Power series of $\frac{x^{3}-2}{x^{2}+1}$

Question

I have to find the power series of the function $$f(x)=\frac{x^3-2}{x^{2}+1}$$ centered at $a=1$. I tried to write $f$ as $$f(x)=(x^3-2)\cdot\frac{1}{x^{2}+1}$$ and then, find the power series of $\displaystyle\frac{1}{x^{2}+1}$ centered at $a=1$. I want to know if this is the best way to do it.

Answer 1

We are looking for a Taylor series expansion of $f(x)$ at $x=1$, i.e. we are looking to find $a_n$ in \begin{align*} f(x)=\frac{x^3-2}{x^2+1}=\sum_{n=0}^\infty a_n (x-1)^n\tag{1} \end{align*}

In order to do so we start with a partial fraction expansion of $\frac{1}{x^2+1}$ and continue with expanding the linear terms at $x=1$.

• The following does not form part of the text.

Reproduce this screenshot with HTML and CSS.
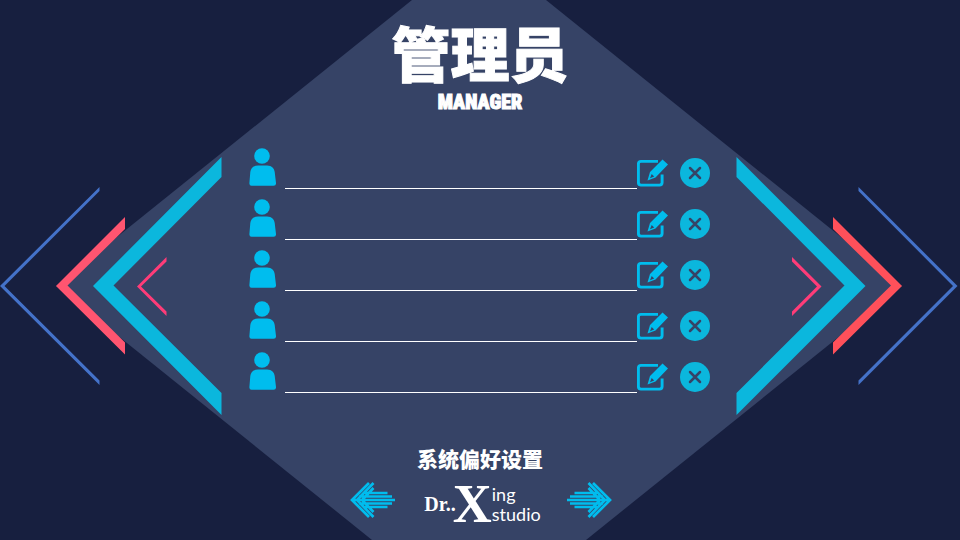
FILE: index.html
```html
<!DOCTYPE html>
<html lang="zh-CN">
<head>
<meta charset="utf-8">
<meta name="viewport" content="width=device-width, initial-scale=1">
<title>管理员</title>
<link rel="stylesheet" href="styles.css">
</head>
<body>
<svg class="backdrop" viewBox="0 0 960 540" preserveAspectRatio="xMidYMid slice" aria-hidden="true">
  <path fill="#364366" d="M412 0H546L902 286L586 540H372L56 286Z"/>
  <path fill="#4472c9" d="M99.500 187V191L4.500 286L99.500 380.500V385L0 286ZM858.500 187V191L953 286L858.500 380.500V385L957.500 286Z"/>
  <path fill="#ff5570" d="M125 217V229L67.500 285.500L125 342.500V354.500L56 286Z"/>
  <path fill="#ff505a" d="M833 217V229L891 285.500L833 342.500V354.500L902 286Z"/>
  <path fill="#0bb7dd" d="M221.500 157V177L113.500 285.500L221.500 393V415L93 286ZM736.500 157V177L844.500 285.500L736.500 393V415L865.500 286Z"/>
  <path fill="#ff3c78" d="M166.500 257V261.500L141 286.500L166.500 311.500V316L137 286.500ZM792 257V261.500L817 286.500L792 311.500V316L821.500 286.500Z"/>
</svg>

<svg class="sprite" aria-hidden="true">
  <symbol id="user" viewBox="0 0 28 38">
    <circle cx="13" cy="8" r="7.800"/>
    <path d="M9 17.500H18C23 17.500 25.300 20.500 25.700 24L27 35Q27.300 37.800 24.500 37.800H2.500Q.2 37.800 .4 35L1.300 24C1.700 20.500 4 17.500 9 17.500Z"/>
  </symbol>
  <symbol id="edit" viewBox="0 0 32 28">
    <path fill="none" stroke="currentColor" stroke-width="2.900" d="M21 2.400H4Q1.400 2.400 1.400 5V23.500Q1.400 26.100 4 26.100H22.500Q25.100 26.100 25.100 23.500V15.500"/>
    <path fill-rule="evenodd" d="M25.500 .5L31 5.500L18.500 18.500L10.500 21.500L13 13ZM14.700 15L13 19.200L17.200 17.400Z"/>
  </symbol>
  <symbol id="remove" viewBox="0 0 30 30">
    <circle cx="15" cy="15" r="15"/>
    <path class="cross" d="M10 10L20 20M20 10L10 20"/>
  </symbol>
  <symbol id="arrow" viewBox="0 0 46 36">
    <path fill="none" stroke="currentColor" stroke-width="2.700" d="M19 1L2 18L19 35M23.500 1L7 18L23.500 35M23.500 6L12 18L23.500 30M2 18H45M9 14.500H42M9 21.500H42M14 11H37.500M14 25H37.500"/>
  </symbol>
</svg>

<main class="page">
  <header class="heading">
    <h1 class="title">管理员</h1>
    <p class="subtitle">MANAGER</p>
  </header>

  <form class="managers">
    <div class="row">
      <label class="person" for="m1" aria-label="管理员 1"><svg class="user"><use href="#user"/></svg></label>
      <input class="name" id="m1" type="text">
      <button class="edit" type="button" aria-label="编辑"><svg><use href="#edit"/></svg></button>
      <button class="remove" type="button" aria-label="删除"><svg><use href="#remove"/></svg></button>
    </div>
    <div class="row">
      <label class="person" for="m2" aria-label="管理员 2"><svg class="user"><use href="#user"/></svg></label>
      <input class="name" id="m2" type="text">
      <button class="edit" type="button" aria-label="编辑"><svg><use href="#edit"/></svg></button>
      <button class="remove" type="button" aria-label="删除"><svg><use href="#remove"/></svg></button>
    </div>
    <div class="row">
      <label class="person" for="m3" aria-label="管理员 3"><svg class="user"><use href="#user"/></svg></label>
      <input class="name" id="m3" type="text">
      <button class="edit" type="button" aria-label="编辑"><svg><use href="#edit"/></svg></button>
      <button class="remove" type="button" aria-label="删除"><svg><use href="#remove"/></svg></button>
    </div>
    <div class="row">
      <label class="person" for="m4" aria-label="管理员 4"><svg class="user"><use href="#user"/></svg></label>
      <input class="name" id="m4" type="text">
      <button class="edit" type="button" aria-label="编辑"><svg><use href="#edit"/></svg></button>
      <button class="remove" type="button" aria-label="删除"><svg><use href="#remove"/></svg></button>
    </div>
    <div class="row">
      <label class="person" for="m5" aria-label="管理员 5"><svg class="user"><use href="#user"/></svg></label>
      <input class="name" id="m5" type="text">
      <button class="edit" type="button" aria-label="编辑"><svg><use href="#edit"/></svg></button>
      <button class="remove" type="button" aria-label="删除"><svg><use href="#remove"/></svg></button>
    </div>
  </form>

  <footer class="footer">
    <h2 class="settings">系统偏好设置</h2>
    <div class="pager">
      <button class="arrow" type="button" aria-label="上一页"><svg><use href="#arrow"/></svg></button>
      <div class="brand">
        <span class="dr">Dr..</span>
        <span class="x">X</span>
        <span class="studio"><span>ing</span><span>studio</span></span>
      </div>
      <button class="arrow next" type="button" aria-label="下一页"><svg><use href="#arrow"/></svg></button>
    </div>
  </footer>
</main>
</body>
</html>
```
FILE: styles.css
```css
* {
  box-sizing: border-box;
}

body {
  margin: 0;
  min-height: 100vh;
  background: #171f3f;
  color: #fff;
  font-family: "Noto Sans CJK SC", sans-serif;
}

.backdrop {
  position: absolute;
  inset: 0;
  width: 100%;
  height: 100%;
}

.sprite {
  position: absolute;
  width: 0;
  height: 0;
}

.page {
  position: relative;
  display: flex;
  flex-direction: column;
  align-items: center;
  min-height: 100vh;
  padding: 20px 0 14px;
}

.heading,
.footer {
  display: flex;
  flex-direction: column;
  align-items: center;
}

.title,
.subtitle,
.settings {
  margin: 0;
  font-weight: 900;
}

.title {
  font-size: 59px;
  line-height: 64px;
  -webkit-text-stroke: 1px #fff;
}

.subtitle {
  margin-top: 6px;
  font-family: "Roboto Condensed", "Open Sans Condensed", Roboto, sans-serif;
  font-size: 20px;
  line-height: 24px;
  -webkit-text-stroke: 1px #fff;
}

.managers {
  display: flex;
  flex-direction: column;
  gap: 10px;
  width: 90%;
  max-width: 462px;
  margin-top: 34px;
}

.row {
  display: flex;
  align-items: flex-end;
  height: 41px;
}

button {
  display: block;
  padding: 0;
  border: 0;
  background: none;
  color: #00bdee;
  cursor: pointer;
}

svg {
  display: block;
  fill: currentColor;
}

.person {
  align-self: flex-start;
  margin-right: 8px;
  color: #00bdee;
}

.user {
  width: 28px;
  height: 38px;
}

.name {
  flex: 1;
  min-width: 0;
  height: 30px;
  padding: 0 8px;
  border: 0;
  border-bottom: 1px solid #fff;
  background: none;
  color: #fff;
  font: 18px "Noto Sans CJK SC", sans-serif;
  outline: 0;
}

.edit svg {
  width: 32px;
  height: 28px;
}

.edit {
  margin-bottom: 2px;
}

.remove {
  margin: 0 1px 1px 11px;
  color: #0bb7dd;
}

.remove svg {
  width: 30px;
  height: 30px;
}

.cross {
  fill: none;
  stroke: #364366;
  stroke-width: 2.5;
  stroke-linecap: round;
}

.footer {
  margin-top: auto;
}

.settings {
  font-size: 21px;
  line-height: 28px;
}

.pager {
  display: flex;
  align-items: flex-start;
  justify-content: space-between;
  width: 262px;
  margin: 10px 0 0 2px;
}

.arrow svg {
  width: 46px;
  height: 36px;
}

.next svg {
  transform: scaleX(-1);
}

.brand {
  display: flex;
  align-items: center;
  height: 44px;
  margin-left: 3px;
  font-family: Lato, sans-serif;
}

.dr {
  font-family: "Liberation Serif", serif;
  font-size: 20px;
  font-weight: 700;
}

.x {
  margin-left: -3px;
  font-family: "Liberation Serif", serif;
  font-size: 54px;
  font-weight: 700;
  line-height: 40px;
}

.studio {
  display: flex;
  flex-direction: column;
  font-size: 18px;
  line-height: 20px;
}
```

We obtain \begin{align*} \color{blue}{\frac{1}{x^2+1}}&=-\frac{i}{2}\,\frac{1}{x-i}+\frac{i}{2}\frac{1}{x+i}\\ &=-\frac{i}{2}\,\frac{1}{(x-1)+1-i}+\frac{i}{2}\,\frac{1}{(x-1)+1+i}\\ &=-\frac{i}{2(1-i)}\,\frac{1}{1+\frac{x-1}{1-i}}+\frac{i}{2(1+i)}\,\frac{1}{1+\frac{x-1}{1+i}}\tag{2}\\ &=-\frac{i}{2(1-i)}\sum_{n=0}^\infty(-1)^n\frac{1}{(1-i)^n}(x-1)^n\\ &\qquad\quad+\frac{i}{2(1+i)}\sum_{n=0}^\infty(-1)^n\frac{1}{(1+i)^n}(x-1)^n\tag{3}\\ &=-\frac{i}{2}\sum_{n=0}^\infty(-1)^n\left(\frac{1+i}{2}\right)^{n+1}(x-1)^n\\ &\qquad\quad+\frac{i}{2}\sum_{n=0}^\infty (-1)^n\left(\frac{1-i}{2}\right)^{n+1}(x-1)^n\tag{4}\\ &=-\frac{i}{2}\sum_{n=0}^\infty (-1)^n\left(\frac{1}{\sqrt{2}}\right)^{n+1}e^{\frac{i(n+1)\pi}{4}}(x-1)^n\\ &\qquad\quad+\frac{i}{2}\sum_{n=0}^\infty(-1)^n\left(\frac{1}{\sqrt{2}}\right)^{n+1}e^{\frac{i(n+1)\pi}{4}}(x-1)^n\tag{5}\\ &\,\,\color{blue}{=\sum_{n=0}^\infty(-1)^n\left(\frac{1}{\sqrt{2}}\right)^{n+1}\sin\left(\frac{(n+1)\pi}{4}\right)(x-1)^n}\tag{6}\\ \end{align*}

Comment:

• In (2) we are ready to do a geometric series expansion.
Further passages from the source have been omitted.